L’interprétation de l’image – « Analyser l’image » chapitre 3 – si cruciale dans l’éducation aux médias prônée à tous les niveaux du système éducatif, présente des dangers en classe, celui « des débats tumultueux et informels », qu’il faut cadrer pour réguler les débordements du « moi je ». Face à la profusion verbale et à l’océan informationnel, face aux technologies de l’image et à son envahissement, le professeur est celui qui sait « définir des priorités, ou faire des choix compte tenu des caractéristiques de la classe à laquelle il s’adresse ». Enseigner serait donc un cocktail à bien secouer, entre connaissances et couperet : il faut connaître et aimer sa discipline, connaître le programme mais savoir trancher dans le vif, désigner et assumer, diriger l’élève vers ce qui va faire sens, peu à peu, pour lui, pour la communauté de la classe. Banalités ? Non, cœur du métier, qui devrait être le cœur de la formation des professeurs. Le professeur d’image, plus que tout autre doit savoir comment faire passer le message de l’analyse critique. L’auteur n’hésite pas à faire entrer le mot truc dans l’arsenal méthodologique de la transmission, afin que « le récepteur se montre effectivement réceptif ». La didactique devient alors « la didactique de la bonne question », celle qui va être déclic, déclenchement.
L’ouvrage conclut naturellement sur des travaux d’interprétation des élèves d’images célèbres et de l’image icône par excellence, « Portrait d’artiste dans son atelier ».

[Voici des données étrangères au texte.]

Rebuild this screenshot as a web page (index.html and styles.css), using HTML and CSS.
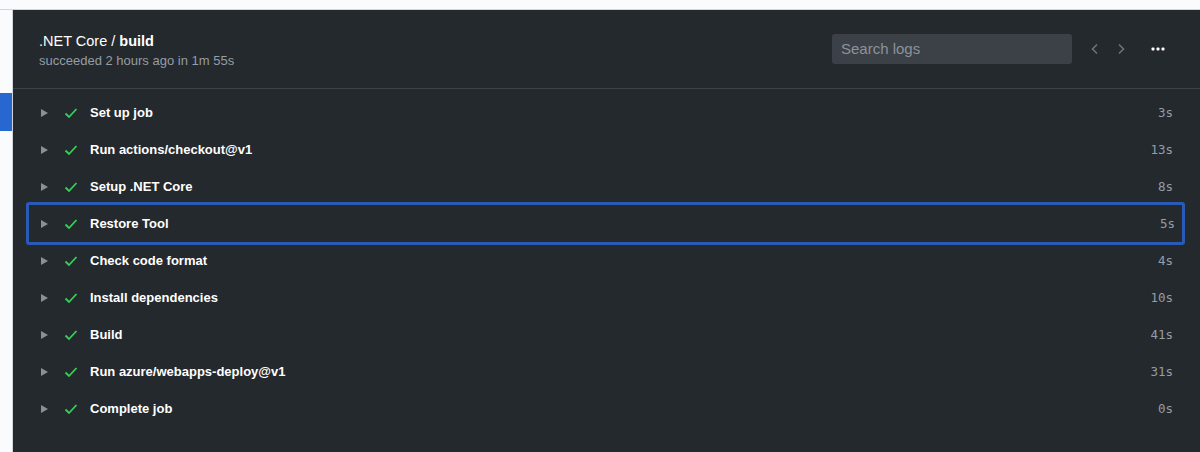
FILE: index.html
```html
<!DOCTYPE html>
<html>
<head>
<meta charset="utf-8">
<link rel="stylesheet" href="styles.css">
</head>
<body>
<div class="page">
  <div class="sidebar">
    <div class="side-active"></div>
  </div>
  <div class="panel">
    <div class="header">
      <div class="titles">
        <div class="title">.NET Core / <b>build</b></div>
        <div class="subtitle">succeeded 2 hours ago in 1m 55s</div>
      </div>
      <div class="tools">
        <div class="search">Search logs</div>
        <svg class="chev" width="16" height="16" viewBox="0 0 16 16"><path d="M10 3.5 5.5 8l4.5 4.5" fill="none" stroke="#6a737d" stroke-width="1.6"/></svg>
        <svg class="chev" width="16" height="16" viewBox="0 0 16 16"><path d="M6 3.5 10.5 8 6 12.5" fill="none" stroke="#6a737d" stroke-width="1.6"/></svg>
        <svg class="dots" width="16" height="16" viewBox="0 0 16 16"><rect x="1.5" y="6.5" width="3" height="3" rx="1" fill="#fff"/><rect x="6.5" y="6.5" width="3" height="3" rx="1" fill="#fff"/><rect x="11.5" y="6.5" width="3" height="3" rx="1" fill="#fff"/></svg>
      </div>
    </div>
    <div class="steps">
      <div class="step"><span class="tri"></span><svg class="check" width="14" height="14" viewBox="0 0 14 14"><path d="M1.5 7.5 5 11l7.5-8" fill="none" stroke="#34d058" stroke-width="1.8"/></svg><span class="name">Set up job</span><span class="dur">3s</span></div>
      <div class="step"><span class="tri"></span><svg class="check" width="14" height="14" viewBox="0 0 14 14"><path d="M1.5 7.5 5 11l7.5-8" fill="none" stroke="#34d058" stroke-width="1.8"/></svg><span class="name">Run actions/checkout@v1</span><span class="dur">13s</span></div>
      <div class="step"><span class="tri"></span><svg class="check" width="14" height="14" viewBox="0 0 14 14"><path d="M1.5 7.5 5 11l7.5-8" fill="none" stroke="#34d058" stroke-width="1.8"/></svg><span class="name">Setup .NET Core</span><span class="dur">8s</span></div>
      <div class="step focused"><span class="tri"></span><svg class="check" width="14" height="14" viewBox="0 0 14 14"><path d="M1.5 7.5 5 11l7.5-8" fill="none" stroke="#34d058" stroke-width="1.8"/></svg><span class="name">Restore Tool</span><span class="dur">5s</span></div>
      <div class="step"><span class="tri"></span><svg class="check" width="14" height="14" viewBox="0 0 14 14"><path d="M1.5 7.5 5 11l7.5-8" fill="none" stroke="#34d058" stroke-width="1.8"/></svg><span class="name">Check code format</span><span class="dur">4s</span></div>
      <div class="step"><span class="tri"></span><svg class="check" width="14" height="14" viewBox="0 0 14 14"><path d="M1.5 7.5 5 11l7.5-8" fill="none" stroke="#34d058" stroke-width="1.8"/></svg><span class="name">Install dependencies</span><span class="dur">10s</span></div>
      <div class="step"><span class="tri"></span><svg class="check" width="14" height="14" viewBox="0 0 14 14"><path d="M1.5 7.5 5 11l7.5-8" fill="none" stroke="#34d058" stroke-width="1.8"/></svg><span class="name">Build</span><span class="dur">41s</span></div>
      <div class="step"><span class="tri"></span><svg class="check" width="14" height="14" viewBox="0 0 14 14"><path d="M1.5 7.5 5 11l7.5-8" fill="none" stroke="#34d058" stroke-width="1.8"/></svg><span class="name">Run azure/webapps-deploy@v1</span><span class="dur">31s</span></div>
      <div class="step"><span class="tri"></span><svg class="check" width="14" height="14" viewBox="0 0 14 14"><path d="M1.5 7.5 5 11l7.5-8" fill="none" stroke="#34d058" stroke-width="1.8"/></svg><span class="name">Complete job</span><span class="dur">0s</span></div>
    </div>
  </div>
</div>
</body>
</html>
```
FILE: styles.css
```css
* { box-sizing: border-box; }
html, body { margin: 0; padding: 0; }
body {
  background: #fff;
  font-family: "Liberation Sans", Arial, sans-serif;
  width: 1200px;
  height: 452px;
  overflow: hidden;
}
.page {
  display: flex;
  height: 452px;
  padding-top: 10px;
  background: #fafbfc;
}
.sidebar {
  width: 13px;
  flex: none;
  background: #fafbfc;
  border-right: 1px solid #d1d5da;
  padding-top: 83px;
  position: relative;
}
.sidebar::after {
  content: "";
  position: absolute;
  top: -1px;
  left: 0;
  width: 1200px;
  height: 1px;
  background: #d1d5da;
}
.side-active {
  height: 38px;
  width: 12px;
  background: #2866d0;
}
.panel {
  flex: 1;
  background: #24292e;
  border-top: 1px solid #d1d5da;
  margin-top: -1px;
  display: flex;
  flex-direction: column;
}
.header {
  height: 79px;
  border-bottom: 1px solid #3c4249;
  display: flex;
  align-items: flex-start;
  justify-content: space-between;
  padding: 22px 34px 0 26px;
}
.title {
  color: #fff;
  font-size: 14.5px;
  line-height: 18px;
}
.title b { font-weight: bold; }
.subtitle {
  color: #959da5;
  font-size: 13px;
  line-height: 16px;
  margin-top: 3px;
}
.tools {
  display: flex;
  align-items: center;
  margin-top: 2px;
}
.search {
  width: 240px;
  height: 30px;
  background: #3c4147;
  border-radius: 3px;
  color: #8b939b;
  font-size: 15px;
  line-height: 30px;
  padding-left: 9px;
}
.chev { margin-left: 15px; }
.chev + .chev { margin-left: 10px; }
.dots { margin-left: 21px; }
.steps {
  padding: 5px 15px 0 14px;
  display: flex;
  flex-direction: column;
}
.step {
  height: 37px;
  display: flex;
  align-items: center;
  padding: 0 10px 0 12px;
  border: 2px solid transparent;
  border-radius: 3px;
}
.step.focused {
  height: 43px;
  margin: -3px 0 -3px -1px;
  border: 3px solid #2a5ab8;
  padding-left: 12px;
  padding-right: 7px;
}
.tri {
  width: 0;
  height: 0;
  border-top: 4.5px solid transparent;
  border-bottom: 4.5px solid transparent;
  border-left: 7px solid #8a9097;
  margin-right: 16px;
}
.check { margin-right: 12px; }
.name {
  color: #fff;
  font-weight: bold;
  font-size: 13px;
  flex: 1;
}
.dur {
  color: #959da5;
  font-family: "DejaVu Sans Mono", monospace;
  font-size: 12.5px;
}
```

L’enseignant comme réalisateur de son cours est sans doute le véritable sujet du livre de Jean-Marie Husson, au-delà de la pertinence et de la justesse de ses remarques sur l’image. Comme le fait remarquer dans sa préface Anne Meyer, inspectrice générale Arts appliqués : « Cet ouvrage dépasse largement la cible initialement visée », celle de l’enseignant d’arts appliqués en lycée professionnel et a une place plus généraliste dans les IUFM.
Puisque Enseigner l’image s’adresse aussi aux professeurs débutants, on peut émettre un regret : que Jean-Marie Husson n’ait pas abordé l’image dynamique, l’image interactive, qui fait partie des manipulations quotidiennes de l’univers du jeune en 2004. Les enseignements artistiques évoluent, et l’image numérique est présente dans les concours de recrutement et dans les programmes. Ellipse volontaire, par choix ou par goût ? Déficit d’équipement technique ? J.-M. Husson pourrait appliquer son talent à ces nouvelles formes d’images. Lui qui maîtrise « les phénomènes de rythme interactif que sont la composition de l’œuvre » saurait sans nul doute poser un regard critique sur l’architecture et le sens des dispositifs interactifs, et la pédagogie à mettre en œuvre.